After making changes, it’s crucial to verify that the timeout issues are resolved.

  1. Rerun Your Original Playbook/Command: The most direct way to verify is to run the exact Ansible playbook or ad-hoc command that was previously timing out.

    # If using a playbook
    ansible-playbook your_playbook.yml -i inventory.ini
    
    # If using an ad-hoc command
    ansible your_ubuntu_host -m setup -i inventory.ini # (or your specific module)
  2. Monitor with Increased Verbosity: If the issue persists, run your Ansible command with -vvv for detailed output.
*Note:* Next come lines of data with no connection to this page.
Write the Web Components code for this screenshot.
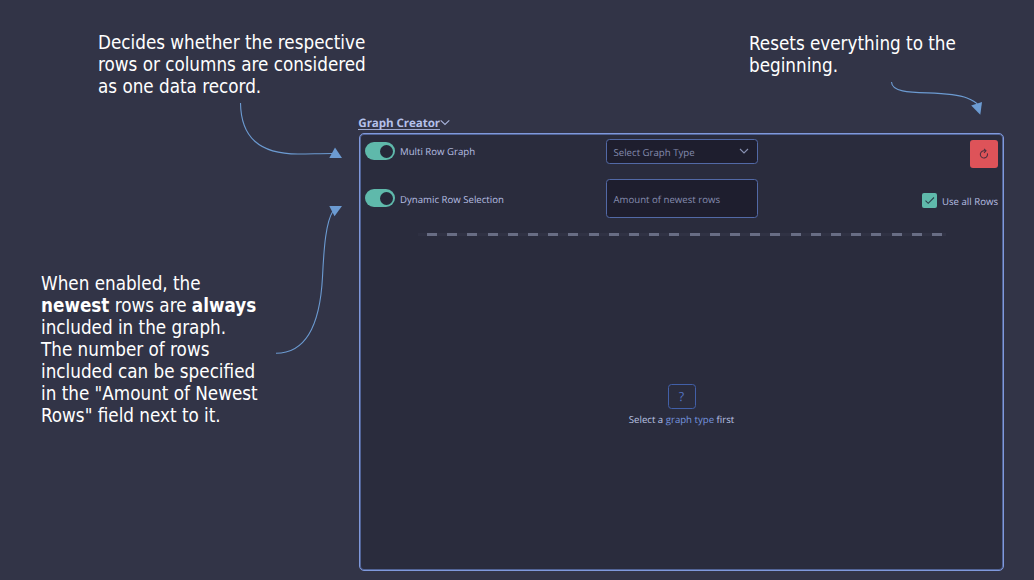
<!DOCTYPE html>
<html lang="en"><head><meta charset="utf-8"><title>Graph Creator</title>
<style>html,body{margin:0;height:100%;overflow:hidden;background:#323447}</style></head>
<body>
<guide-stage>
  <guide-note slot="left" style="--w:290px;--gap:32px 0 0 98px">Decides whether the respective<br>rows or columns are considered<br>as one data record.</guide-note>
  <guide-note slot="left" style="--w:240px;--gap:175px 0 0 41px">When enabled, the<br><b>newest</b> rows are <b>always</b><br>included in the graph.<br>The number of rows<br>included can be specified<br>in the "Amount of Newest<br>Rows" field next to it.</guide-note>
  <guide-note slot="top" style="--w:230px;--gap:33px 0 0 390px">Resets everything to the<br>beginning.</guide-note>
  <graph-creator></graph-creator>
</guide-stage>
<script>
const define = (name, html) => customElements.define(name, class extends HTMLElement {
  constructor() { super(); this.attachShadow({ mode: 'open' }).innerHTML = html; }
});

define('guide-note', `<style>
:host{display:block;box-sizing:border-box;width:var(--w);margin:var(--gap);font:18.7px/22px "DejaVu Sans Condensed","DejaVu Sans",sans-serif;font-stretch:condensed;color:#fff;white-space:nowrap}
</style><slot></slot>`);

define('guide-arrows', `<style>:host{display:block;position:absolute;inset:0;pointer-events:none}svg{display:block}</style>
<svg width="1034" height="580" fill="none" stroke="#6c9bd2" stroke-width="1.1">
<path d="M240.5 103C241 137 259 154 298 154C311 154 319 153.500 333 153.500"/>
<path d="M276 353.300C306 353.300 320 325 322.500 277C324 246 326 222 333 211"/>
<path d="M891.500 82C892 99 943 88 967 98C972 100 976 102 978 105"/>
<g fill="#6c9bd2" stroke="none"><path d="M335 147.500L342 158H329.300Z"/><path d="M329.300 206H342L334.500 216.300Z"/><path d="M971.200 105.600L982 102L980.300 114.800Z"/></g>
</svg>`);

define('toggle-row', `<style>
:host{display:flex;align-items:center;gap:5px;height:18px;white-space:nowrap}
i{box-sizing:border-box;width:30px;height:18px;border-radius:9px;background:#5fb9ab;padding:2.500px 2.500px;display:flex;justify-content:flex-end}
i::after{content:"";width:13px;height:13px;border-radius:50%;background:#262839}
span{position:relative;top:var(--dy,0)}
</style><i></i><span><slot></slot></span>`);

define('field-box', `<style>
:host{display:flex;box-sizing:border-box;width:152px;height:var(--h);border:1px solid #5269a6;border-radius:3.500px;background:#1e1e2e;align-items:center;justify-content:space-between;padding:2px 8px 0 6.500px;color:#858cae;white-space:nowrap}
</style><slot></slot><slot name="icon"></slot>`);

define('reset-button', `<style>
:host{display:flex;width:28px;height:28px;border-radius:3px;background:#de5359;align-items:center;justify-content:center}
</style><svg width="12" height="12" viewBox="0 0 12 12" fill="none" stroke="#51303f" stroke-width="1.100"><path d="M9.400 5.400A3.600 3.600 0 1 1 5.500 2.800H8"/><path d="M6 .8L8 2.800L6 4.800"/></svg>`);

define('check-row', `<style>
:host{display:flex;align-items:center;gap:5px;white-space:nowrap}
i{display:flex;width:15px;height:15px;border-radius:2px;background:#5fb9ab}
span{position:relative;top:1px}
</style><i><svg width="15" height="15" fill="none" stroke="#28404b" stroke-width="1.100"><path d="M3.500 7.700L6.200 10.300L12 4.500"/></svg></i><span><slot></slot></span>`);

define('dash-divider', `<style>
:host{display:block;width:528px;height:3px;background:repeating-linear-gradient(90deg,#686d84 0 10px,#303244 10px 20.200px) 9px 0/519px 3px no-repeat,#2e3042}
</style>`);

define('empty-state', `<style>
:host{display:flex;flex-direction:column;align-items:center;gap:3px;white-space:nowrap;color:#bac3e4}
i{box-sizing:border-box;width:28px;height:25px;border:1px solid #4260a8;border-radius:3.500px;display:flex;align-items:center;justify-content:center;font:12.500px/1 "Open Sans",sans-serif;color:#5474c4;padding-top:1px}
p{margin:1px 0 0;line-height:14px}
</style><i>?</i><p><slot></slot></p>`);

define('graph-creator', `<style>
:host{display:flex;flex-direction:column;font:9.640px/14px "Open Sans","Noto Sans",sans-serif;color:#b6bfe2;text-rendering:geometricPrecision}
header{height:20px;display:flex;align-items:flex-start}
h1{margin:5px 0 0 -.7px;font-size:11.600px;line-height:11px;height:11px;font-weight:700;letter-spacing:-.07px;color:#b4c0ea;border-bottom:1px solid #9da9d2;white-space:nowrap}
header svg{margin-top:4px}
main{box-sizing:border-box;width:645px;height:438px;border:1px solid #8099dc;box-shadow:inset 0 0 0 1px #526496;border-radius:5px;background:#2a2c3d;display:flex;flex-direction:column;align-items:center}
.r{box-sizing:border-box;width:100%;display:grid;grid-template-columns:241px 152px 1fr;padding:0 5px 0 5px;align-items:start}
.r>:last-child{justify-self:end}
.a{padding-top:5px;height:45px}.b{height:54px}
.a toggle-row{margin-top:3.400px}.b toggle-row{margin-top:10.400px}
.b check-row{margin-top:14px}
empty-state{margin-top:148px}
em{font-style:normal;color:#7594df}
</style>
<header><h1>Graph Creator</h1><svg width="10" height="12" fill="none" stroke="#a8b4dc" stroke-width="1.100"><path d="M.7 3.300L5 7.400L9.300 3.300"/></svg></header>
<main>
<div class="r a"><toggle-row style="--dy:1px">Multi Row Graph</toggle-row><field-box style="--h:25px">Select Graph Type<svg slot="icon" width="10" height="9" fill="none" stroke="#8991b3" stroke-width="1.100"><path d="M1 1L5 5L9 1"/></svg></field-box><reset-button style="margin-top:1px"></reset-button></div>
<div class="r b"><toggle-row style="--dy:1.500px">Dynamic Row Selection</toggle-row><field-box style="--h:39px">Amount of newest rows</field-box><check-row>Use all Rows</check-row></div>
<dash-divider></dash-divider>
<empty-state>Select a <em>graph type</em> first</empty-state>
</main>`);

define('guide-stage', `<style>
:host{position:relative;display:grid;width:1034px;height:580px;grid-template-columns:359px 1fr;background:#323447}
.l{min-width:0}.top{height:113px;display:flex}
</style>
<section class="l"><slot name="left"></slot></section>
<section><div class="top"><slot name="top"></slot></div><slot></slot></section>
<guide-arrows></guide-arrows>`);
</script>
</body></html>
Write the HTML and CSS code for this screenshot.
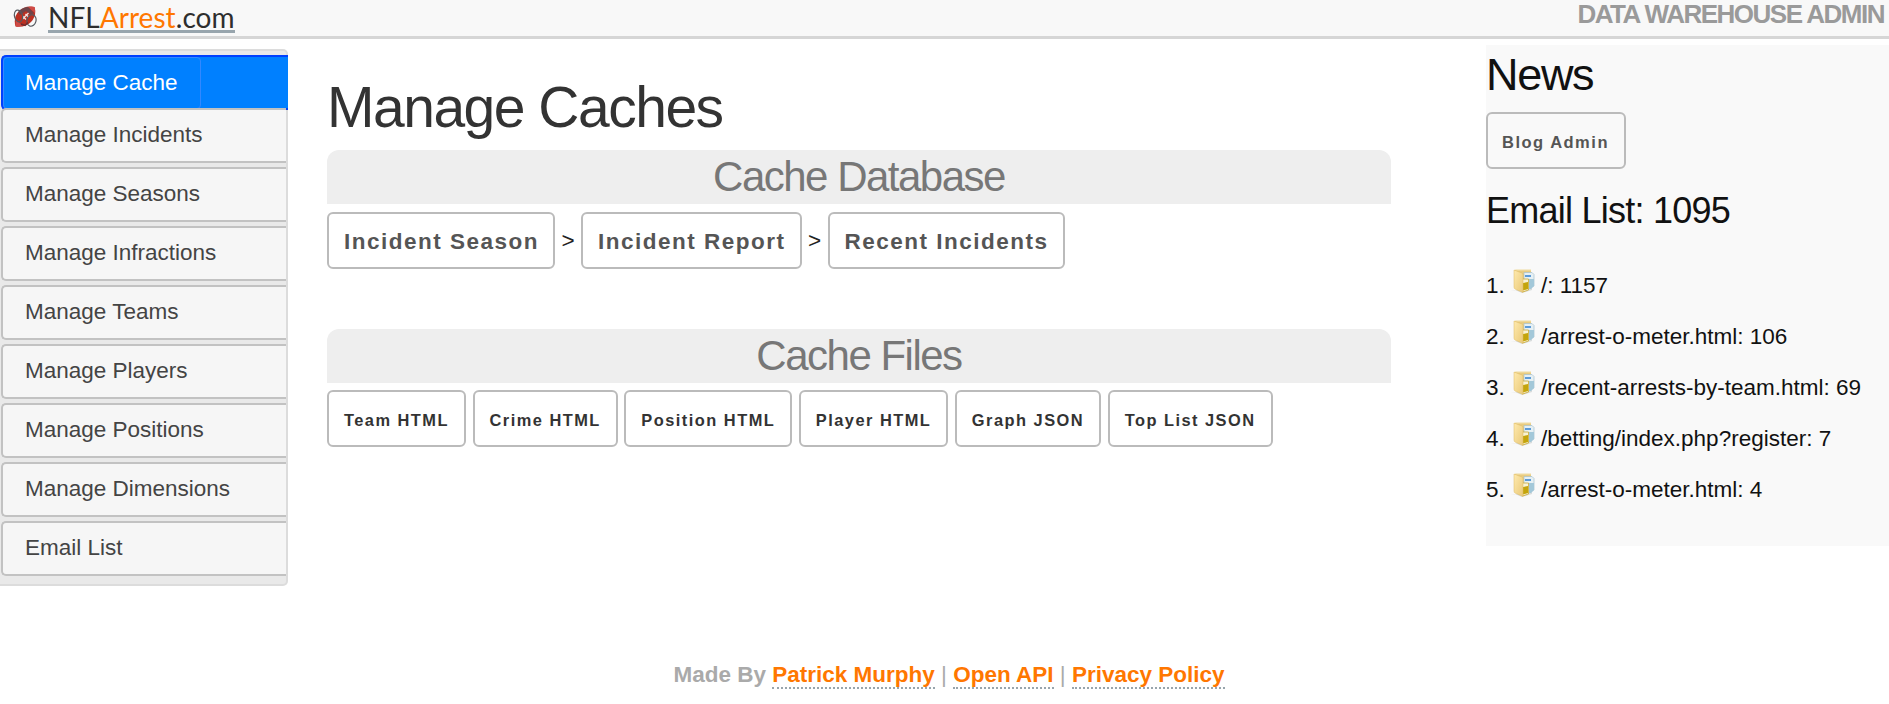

This can reveal where exactly the process is hanging.

    ansible-playbook your_playbook.yml -i inventory.ini -vvv

    Examine the output for clues like “Authentication failed,” “Connection refused,” or long pauses at specific task points.

  3. Check ControlPersist (if enabled): If you enabled ControlPersist, after a successful run, check for the existence of the control socket:

    # The default path is usually /home/user/.ansible/cp or /tmp
    ls -l ~/.ansible/cp/ansible-ssh-*

    The presence of these files indicates that ControlPersist is active and should speed up subsequent connections.

  4. Observe System Logs: On the target Ubuntu 22.04 host, check the SSH daemon logs for connection issues:

    journalctl -u sshd | tail -f

    Look for messages indicating failed authentication, dropped connections, or MaxStartups warnings.

By systematically applying these steps, you should be able to diagnose and resolve most Ansible timeout errors when working with Ubuntu 22.04 hosts. Remember to test changes incrementally and revert if they introduce new issues.